**EXERCISE BRIEF**
Pull out every line of the listing below where "styles" appears.

**MATERIAL**
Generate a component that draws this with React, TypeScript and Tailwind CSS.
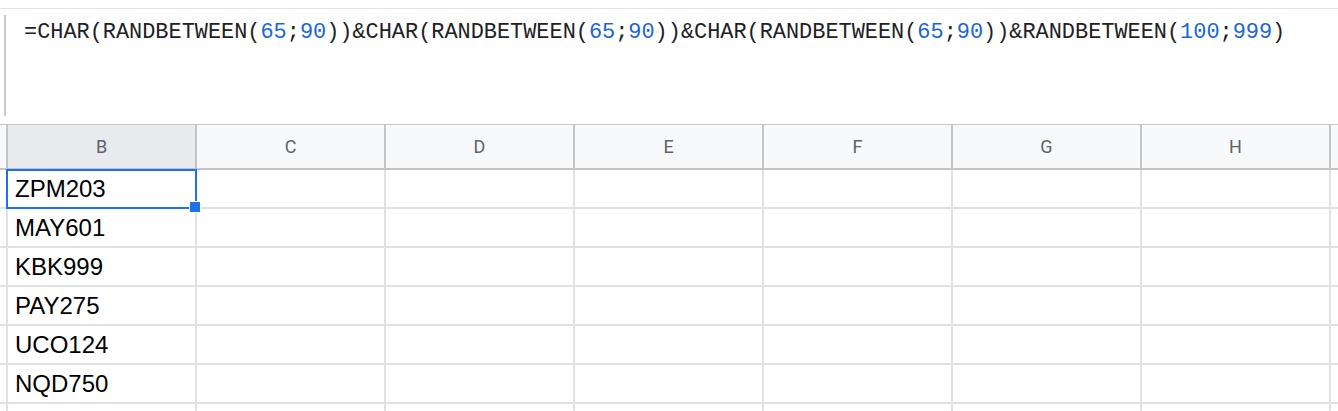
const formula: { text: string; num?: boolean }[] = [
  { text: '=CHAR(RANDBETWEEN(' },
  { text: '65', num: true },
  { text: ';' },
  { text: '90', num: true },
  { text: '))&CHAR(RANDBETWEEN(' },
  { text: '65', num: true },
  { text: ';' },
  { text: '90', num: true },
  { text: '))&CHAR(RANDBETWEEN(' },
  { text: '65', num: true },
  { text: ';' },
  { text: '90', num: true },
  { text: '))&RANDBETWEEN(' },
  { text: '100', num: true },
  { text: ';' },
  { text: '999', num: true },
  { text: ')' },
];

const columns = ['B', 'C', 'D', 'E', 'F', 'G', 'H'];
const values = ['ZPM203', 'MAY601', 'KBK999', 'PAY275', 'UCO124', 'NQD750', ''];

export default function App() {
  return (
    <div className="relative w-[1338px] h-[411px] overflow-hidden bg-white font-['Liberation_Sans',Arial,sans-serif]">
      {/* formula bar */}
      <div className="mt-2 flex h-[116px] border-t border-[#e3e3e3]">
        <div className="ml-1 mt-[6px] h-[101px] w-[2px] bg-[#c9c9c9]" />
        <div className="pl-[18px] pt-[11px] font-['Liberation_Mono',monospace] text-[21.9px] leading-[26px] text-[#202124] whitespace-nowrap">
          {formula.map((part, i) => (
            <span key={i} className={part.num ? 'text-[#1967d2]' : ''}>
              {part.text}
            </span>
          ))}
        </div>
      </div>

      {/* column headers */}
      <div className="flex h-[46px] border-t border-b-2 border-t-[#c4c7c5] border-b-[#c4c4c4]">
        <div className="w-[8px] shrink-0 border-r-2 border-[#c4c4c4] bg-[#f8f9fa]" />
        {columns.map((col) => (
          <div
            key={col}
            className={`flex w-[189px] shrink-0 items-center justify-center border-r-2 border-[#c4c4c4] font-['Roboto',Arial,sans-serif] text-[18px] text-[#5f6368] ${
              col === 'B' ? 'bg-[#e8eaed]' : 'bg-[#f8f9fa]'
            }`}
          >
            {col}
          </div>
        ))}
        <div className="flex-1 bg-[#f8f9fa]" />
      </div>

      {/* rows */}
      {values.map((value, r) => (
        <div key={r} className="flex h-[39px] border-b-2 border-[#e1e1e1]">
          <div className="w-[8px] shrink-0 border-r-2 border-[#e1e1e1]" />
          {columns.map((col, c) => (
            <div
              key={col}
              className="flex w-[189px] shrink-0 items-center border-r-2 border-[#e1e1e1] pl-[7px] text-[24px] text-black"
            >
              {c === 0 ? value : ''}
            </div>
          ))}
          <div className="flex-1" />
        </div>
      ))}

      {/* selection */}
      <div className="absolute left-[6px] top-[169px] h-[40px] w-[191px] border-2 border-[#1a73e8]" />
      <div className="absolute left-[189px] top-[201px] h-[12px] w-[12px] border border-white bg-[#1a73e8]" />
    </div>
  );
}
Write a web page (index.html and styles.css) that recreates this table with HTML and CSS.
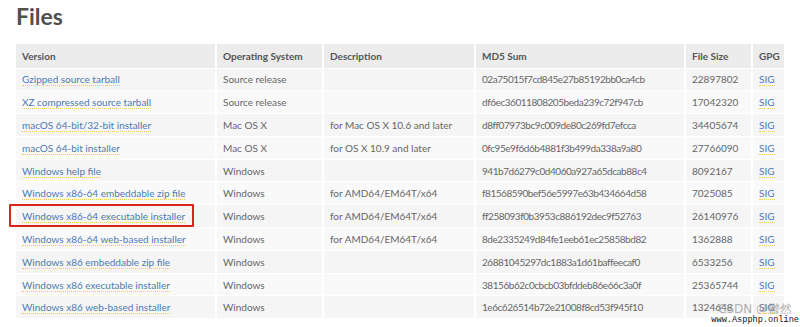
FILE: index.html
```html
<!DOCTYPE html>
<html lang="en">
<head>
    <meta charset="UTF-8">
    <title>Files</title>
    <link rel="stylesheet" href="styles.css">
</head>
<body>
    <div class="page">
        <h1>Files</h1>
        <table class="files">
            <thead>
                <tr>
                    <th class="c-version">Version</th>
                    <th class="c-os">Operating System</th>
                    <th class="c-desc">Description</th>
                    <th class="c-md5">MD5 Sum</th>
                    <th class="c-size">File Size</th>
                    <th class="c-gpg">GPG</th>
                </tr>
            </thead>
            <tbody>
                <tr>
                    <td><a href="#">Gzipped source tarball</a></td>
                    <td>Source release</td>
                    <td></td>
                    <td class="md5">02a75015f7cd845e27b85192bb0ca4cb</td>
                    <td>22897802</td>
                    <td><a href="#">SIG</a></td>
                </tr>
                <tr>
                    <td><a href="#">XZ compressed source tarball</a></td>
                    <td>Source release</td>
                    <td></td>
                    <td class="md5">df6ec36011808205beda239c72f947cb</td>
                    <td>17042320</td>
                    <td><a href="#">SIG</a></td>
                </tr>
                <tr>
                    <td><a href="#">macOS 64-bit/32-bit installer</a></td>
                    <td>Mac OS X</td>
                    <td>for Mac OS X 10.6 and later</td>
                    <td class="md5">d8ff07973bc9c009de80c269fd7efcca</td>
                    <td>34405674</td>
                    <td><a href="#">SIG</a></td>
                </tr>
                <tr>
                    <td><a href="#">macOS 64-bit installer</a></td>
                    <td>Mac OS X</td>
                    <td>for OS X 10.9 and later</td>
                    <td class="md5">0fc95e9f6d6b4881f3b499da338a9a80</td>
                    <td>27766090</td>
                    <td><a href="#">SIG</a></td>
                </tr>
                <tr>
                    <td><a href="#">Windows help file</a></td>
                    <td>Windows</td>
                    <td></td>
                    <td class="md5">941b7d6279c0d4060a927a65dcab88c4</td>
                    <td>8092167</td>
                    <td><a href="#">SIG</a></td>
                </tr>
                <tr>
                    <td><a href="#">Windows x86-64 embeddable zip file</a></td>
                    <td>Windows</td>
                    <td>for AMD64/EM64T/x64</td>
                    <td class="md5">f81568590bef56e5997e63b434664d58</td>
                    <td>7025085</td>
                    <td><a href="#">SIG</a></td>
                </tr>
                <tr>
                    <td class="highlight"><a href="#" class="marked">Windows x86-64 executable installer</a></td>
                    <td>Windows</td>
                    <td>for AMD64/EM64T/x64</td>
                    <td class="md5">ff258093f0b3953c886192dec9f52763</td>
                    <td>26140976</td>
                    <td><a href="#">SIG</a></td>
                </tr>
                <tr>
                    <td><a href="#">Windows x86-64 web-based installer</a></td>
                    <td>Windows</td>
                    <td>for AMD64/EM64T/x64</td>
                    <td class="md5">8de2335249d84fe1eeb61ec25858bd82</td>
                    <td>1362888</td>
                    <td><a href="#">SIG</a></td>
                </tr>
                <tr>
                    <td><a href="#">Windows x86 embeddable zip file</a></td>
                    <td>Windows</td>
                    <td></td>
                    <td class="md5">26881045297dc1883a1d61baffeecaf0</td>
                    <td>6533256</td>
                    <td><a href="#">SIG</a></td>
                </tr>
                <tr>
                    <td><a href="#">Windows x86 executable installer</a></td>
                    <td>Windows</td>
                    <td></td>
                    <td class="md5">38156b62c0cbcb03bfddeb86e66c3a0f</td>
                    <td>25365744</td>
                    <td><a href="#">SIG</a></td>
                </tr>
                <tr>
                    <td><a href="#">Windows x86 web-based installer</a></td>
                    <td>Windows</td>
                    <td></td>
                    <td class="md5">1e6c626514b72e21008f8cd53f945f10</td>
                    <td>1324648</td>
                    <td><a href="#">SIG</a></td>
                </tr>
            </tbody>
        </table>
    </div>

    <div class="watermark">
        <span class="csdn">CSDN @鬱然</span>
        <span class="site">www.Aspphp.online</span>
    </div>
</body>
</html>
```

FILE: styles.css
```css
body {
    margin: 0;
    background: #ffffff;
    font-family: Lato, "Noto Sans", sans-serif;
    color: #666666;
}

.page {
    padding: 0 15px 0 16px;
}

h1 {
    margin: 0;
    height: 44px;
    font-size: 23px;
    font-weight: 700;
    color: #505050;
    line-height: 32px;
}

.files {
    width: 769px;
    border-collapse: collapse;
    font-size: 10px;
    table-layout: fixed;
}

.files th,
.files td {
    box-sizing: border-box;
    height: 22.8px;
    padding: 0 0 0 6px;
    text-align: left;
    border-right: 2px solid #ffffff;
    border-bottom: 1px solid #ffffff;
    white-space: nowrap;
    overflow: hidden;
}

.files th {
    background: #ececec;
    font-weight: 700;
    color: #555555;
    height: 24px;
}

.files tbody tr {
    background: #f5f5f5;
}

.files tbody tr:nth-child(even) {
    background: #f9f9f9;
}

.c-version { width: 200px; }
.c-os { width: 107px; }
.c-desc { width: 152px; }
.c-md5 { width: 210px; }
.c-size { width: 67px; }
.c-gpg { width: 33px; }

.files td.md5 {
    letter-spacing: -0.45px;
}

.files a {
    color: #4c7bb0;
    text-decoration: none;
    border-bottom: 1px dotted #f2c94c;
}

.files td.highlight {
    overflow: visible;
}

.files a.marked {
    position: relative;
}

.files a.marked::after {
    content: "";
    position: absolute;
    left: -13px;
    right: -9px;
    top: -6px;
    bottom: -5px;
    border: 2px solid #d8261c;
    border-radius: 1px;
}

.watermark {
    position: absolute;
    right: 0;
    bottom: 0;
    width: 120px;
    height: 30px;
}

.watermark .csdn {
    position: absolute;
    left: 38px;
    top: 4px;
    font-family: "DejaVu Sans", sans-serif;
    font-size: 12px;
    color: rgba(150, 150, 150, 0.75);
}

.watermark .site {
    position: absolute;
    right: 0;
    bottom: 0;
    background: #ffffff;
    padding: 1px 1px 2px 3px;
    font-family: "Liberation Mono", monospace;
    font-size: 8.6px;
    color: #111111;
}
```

**FULL ANSWER**
Write a web page (index.html and styles.css) that recreates this table with HTML and CSS.
    <link rel="stylesheet" href="styles.css">
FILE: styles.css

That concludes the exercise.